The company’s July Lock Volume Indices report revealed a 9.89% month-over-month jump in rate/term refis, the most significant shift among loan types. Meanwhile, purchase lock activity rose 1.56%, and cash-out refinances increased 3.14%, showing modest strength across the board.
Overall, total mortgage lock volume grew by 2.11% compared to June.
“The pickup in rate/term refinances were likely rate-driven,” Andrew Rhodes, senior director and head of trading at MCT, said in the report. “With a drop from the highs in rates toward the end of June, there was a direct effect on refinance activity. It’s a strong example of just how reactive this market continues to be.”
Compared to the same month last year, total lock volume increased by 9.39%. Rate/term refinance volume was up 35.49% year-over-year, and cash-out refis rose 24.41%. Purchase activity, despite affordability and inventory challenges, rose 7.04% from July 2024, pointing to steady demand in the homebuying market.
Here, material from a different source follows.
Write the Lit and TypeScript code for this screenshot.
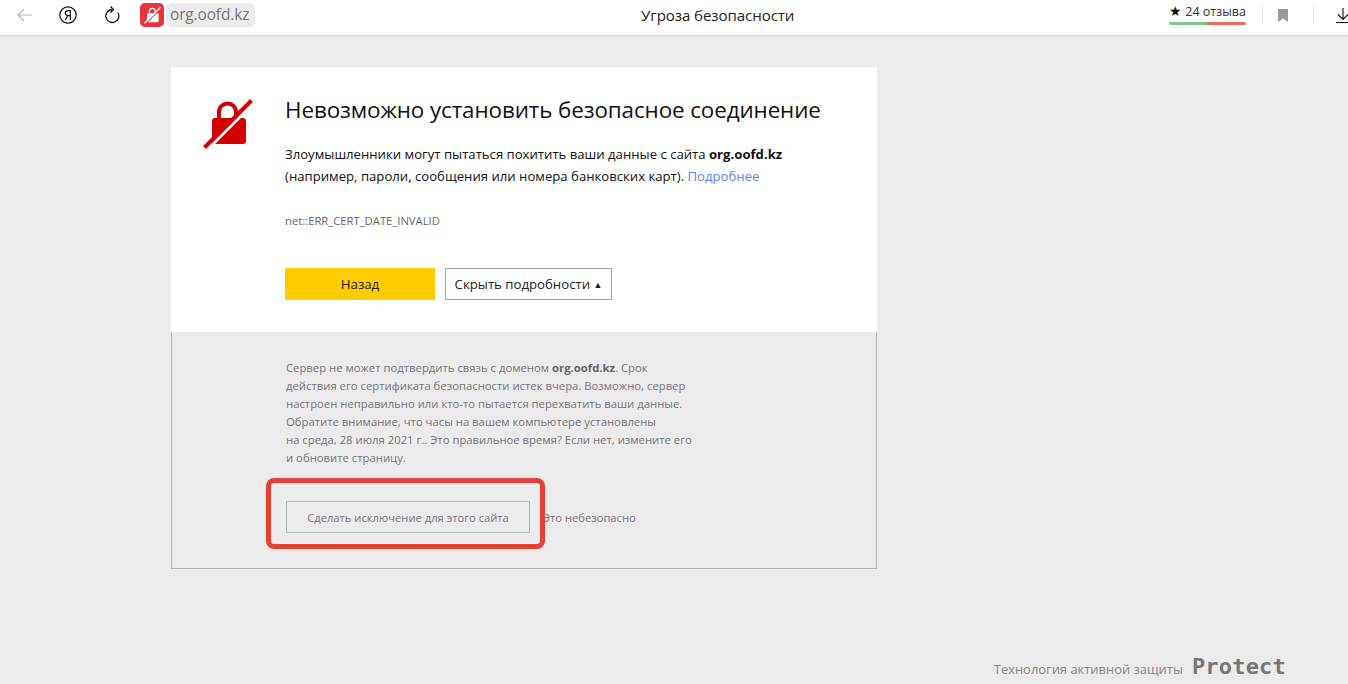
import { LitElement, html, css } from 'lit';
import { customElement } from 'lit/decorators.js';

@customElement('app-root')
export class AppRoot extends LitElement {
  static styles = css`
    :host {
      display: block;
      height: 684px;
      overflow: hidden;
      background: #ebebeb;
      font-family: 'Open Sans', 'Noto Sans', sans-serif;
    }

    .topbar {
      display: flex;
      align-items: center;
      height: 30px;
      padding-bottom: 5px;
      background: #fff;
      border-bottom: 1px solid #d8d8d8;
      overflow: hidden;
    }

    .nav {
      display: flex;
      align-items: center;
      padding-left: 17px;
      flex: none;
    }

    .nav svg {
      display: block;
      flex: none;
    }

    .back { margin-right: 27px; }
    .ya { margin-right: 28px; }
    .reload { margin-right: 20px; }

    .shield {
      width: 24px;
      height: 24px;
      border-radius: 5px;
      background: #e9343f;
      display: flex;
      align-items: center;
      justify-content: center;
      margin-right: 2px;
    }

    .host-pill {
      height: 24px;
      line-height: 24px;
      padding: 0 6px 0 4px;
      border-radius: 6px;
      background: #ececec;
      color: #777;
      font-size: 15.4px;
      letter-spacing: -0.1px;
    }

    .page-title {
      flex: 1;
      text-align: center;
      padding-left: 11px;
      font-size: 15.1px;
      color: #222;
      letter-spacing: -0.1px;
    }

    .tools {
      display: flex;
      align-items: center;
      flex: none;
      width: 179px;
      height: 100%;
    }

    .reviews {
      width: 77px;
      height: 22px;
      margin-bottom: 5px;
      font-size: 12.5px;
      line-height: 18px;
      color: #333;
      text-align: center;
      white-space: nowrap;
    }

    .star { color: #111; font-size: 14px; }

    .rating-bar {
      display: flex;
      height: 3px;
      border-radius: 2px;
      overflow: hidden;
      margin-top: 1px;
    }

    .rating-bar .good { width: 38px; background: #7ac993; }
    .rating-bar .bad { flex: 1; background: #ef6a58; }

    .sep {
      width: 1px;
      height: 16px;
      background: #e2e2e2;
      flex: none;
    }

    .first-sep { margin-left: 16px; }
    .bookmark { margin: 0 25px 0 15px; flex: none; }
    .download { margin-left: 22px; flex: none; }

    .content {
      position: relative;
      width: 706px;
      margin: 31px 0 0 171px;
    }

    .card {
      background: #fff;
      height: 265px;
      box-sizing: border-box;
      display: flex;
      padding: 29px 0 0 32px;
    }

    .lock {
      flex: none;
      width: 50px;
      height: 52px;
      margin: 1px 32px 0 0;
    }

    h1 {
      margin: 0;
      font-size: 22.4px;
      line-height: 28px;
      font-weight: 400;
      color: #111;
      letter-spacing: -0.1px;
    }

    .message {
      margin: 19px 0 0;
      font-size: 13.15px;
      line-height: 22px;
      color: #111;
    }

    .link { color: #5b82f0; }

    .code {
      margin: 26px 0 0;
      font-size: 11.25px;
      line-height: 16px;
      color: #666;
    }

    .actions {
      display: flex;
      gap: 10px;
      margin-top: 39px;
    }

    button {
      font-family: inherit;
      font-size: 13.2px;
      height: 32px;
      padding: 0;
      box-sizing: border-box;
      color: #222;
    }

    .primary {
      width: 150px;
      background: #ffcc00;
      border: none;
    }

    .secondary {
      width: 167px;
      background: #fff;
      border: 1px solid #a8a8a8;
      white-space: nowrap;
    }

    .arrow { font-size: 9px; vertical-align: 1px; }

    .details {
      height: 237px;
      box-sizing: border-box;
      border: 1px solid #b4b4b4;
      border-top: none;
      padding: 27px 0 0 114px;
    }

    .details p {
      margin: 0;
      width: 440px;
      font-size: 11.3px;
      line-height: 18px;
      color: #777;
    }

    .details b { color: #666; }

    .exception {
      display: flex;
      align-items: center;
      margin-top: 34px;
      font-size: 11.2px;
      color: #777;
    }

    .ghost {
      width: 244px;
      height: 32px;
      margin-right: 13px;
      background: transparent;
      border: 1px solid #b8b8b8;
      font-size: 11.2px;
      color: #777;
    }

    .highlight {
      position: absolute;
      left: 95px;
      top: 411px;
      width: 279px;
      height: 71px;
      box-sizing: border-box;
      border: 5px solid #e83f33;
      border-radius: 8px;
    }

    .protect {
      position: absolute;
      right: 62px;
      bottom: 5px;
      display: flex;
      align-items: baseline;
      gap: 9px;
      font-size: 12.95px;
      color: #888;
    }

    .protect strong {
      font-family: 'DejaVu Sans Mono', monospace;
      font-size: 22px;
      font-weight: 700;
      line-height: 24px;
      color: #777;
      letter-spacing: 0.2px;
    }
  `;

  lockIcon(fg: string, gap: string, cls: string, w: number, h: number) {
    return html`
      <svg class=${cls} width=${w} height=${h} viewBox="0 0 50 52" fill="none">
        <rect x="9" y="21" width="34" height="26" rx="3" fill=${fg} />
        <path d="M16 22v-7c0-5 4-8.500 8.500-8.500S33 10 33 15v7" stroke=${fg} stroke-width="4" />
        <path d="M7 50L50 7" stroke=${gap} stroke-width="3" />
        <path d="M1.500 50.500L48.500 3.500" stroke=${fg} stroke-width="4" />
      </svg>
    `;
  }

  render() {
    return html`
      <div class="topbar">
        <div class="nav">
          <svg class="back" width="15" height="14" viewBox="0 0 15 14" fill="none" stroke="#b4b4b4" stroke-width="1.2">
            <path d="M15 7H1M7 1L1 7l6 6" />
          </svg>
          <svg class="ya" width="18" height="18" viewBox="0 0 18 18" fill="none" stroke="#111" stroke-width="1.2">
            <circle cx="9" cy="9" r="8.200" />
            <path d="M11.300 14V4.600H9.200C7.500 4.600 6.300 5.600 6.300 7.100S7.500 9.600 9.200 9.600h2.100M8.800 9.600L6.200 14" />
          </svg>
          <svg class="reload" width="15" height="18" viewBox="0 0 15 18" fill="none" stroke="#111" stroke-width="1.300">
            <path d="M7 3.500A6.500 6.500 0 1 0 12.800 6.500M5.500 0.500L8.500 3.500L5.500 6.500" />
          </svg>
          <div class="shield">${this.lockIcon('#fff', '#e9343f', '', 17, 18)}</div>
          <div class="host-pill">org.oofd.kz</div>
        </div>
        <div class="page-title">Угроза безопасности</div>
        <div class="tools">
          <div class="reviews">
            <span class="star">★</span> 24 отзыва
            <div class="rating-bar"><span class="good"></span><span class="bad"></span></div>
          </div>
          <span class="sep first-sep"></span>
          <svg class="bookmark" width="10" height="13" viewBox="0 0 10 13"><path fill="#9a9a9a" d="M0 0h10v13L5 9.500 0 13z" /></svg>
          <span class="sep"></span>
          <svg class="download" width="14" height="15" viewBox="0 0 14 15" fill="none" stroke="#111" stroke-width="1.100">
            <path d="M7 0v11M2 6.500L7 11.500l5-5M0 14.500h14" />
          </svg>
        </div>
      </div>

      <div class="content">
        <div class="card">
          ${this.lockIcon('#d40000', '#fff', 'lock', 50, 52)}
          <div>
            <h1>Невозможно установить безопасное соединение</h1>
            <p class="message">
              Злоумышленники могут пытаться похитить ваши данные с сайта <b>org.oofd.kz</b><br />
              (например, пароли, сообщения или номера банковских карт). <span class="link">Подробнее</span>
            </p>
            <p class="code">net::ERR_CERT_DATE_INVALID</p>
            <div class="actions">
              <button class="primary">Назад</button>
              <button class="secondary">Скрыть подробности <span class="arrow">▲</span></button>
            </div>
          </div>
        </div>
        <div class="details">
          <p>
            Сервер не может подтвердить связь с доменом <b>org.oofd.kz</b>. Срок<br />
            действия его сертификата безопасности истек вчера. Возможно, сервер<br />
            настроен неправильно или кто-то пытается перехватить ваши данные.<br />
            Обратите внимание, что часы на вашем компьютере установлены<br />
            на среда, 28 июля 2021 г.. Это правильное время? Если нет, измените его<br />
            и обновите страницу.
          </p>
          <div class="exception">
            <button class="ghost">Сделать исключение для этого сайта</button>
            <span>Это небезопасно</span>
          </div>
        </div>
        <div class="highlight"></div>
      </div>

      <div class="protect">Технология активной защиты <strong>Protect</strong></div>
    `;
  }
}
While refinances are rebounding from low base levels, Rhodes pointed out that purchase loans remain the backbone of the market.
“Rate-term and cash-out refinances may bounce around, but purchases are what’s driving the boat,” he said.
This week, though, long-term mortgage rates saw a slight rise after five consecutive weeks of declines. According to Freddie Mac, the 30-year fixed-rate mortgage averaged 6.72% as of July 10, up from 6.67% the previous week. The 15-year FRM ticked up to 5.86% from 5.80%.
“Despite ongoing affordability challenges in the housing market, we are seeing home purchase and refinance applications respond to the downward trajectory in rates, increasing by 25% and 56%, respectively, compared to the same time last year,” said Freddie Mac chief economist Sam Khater.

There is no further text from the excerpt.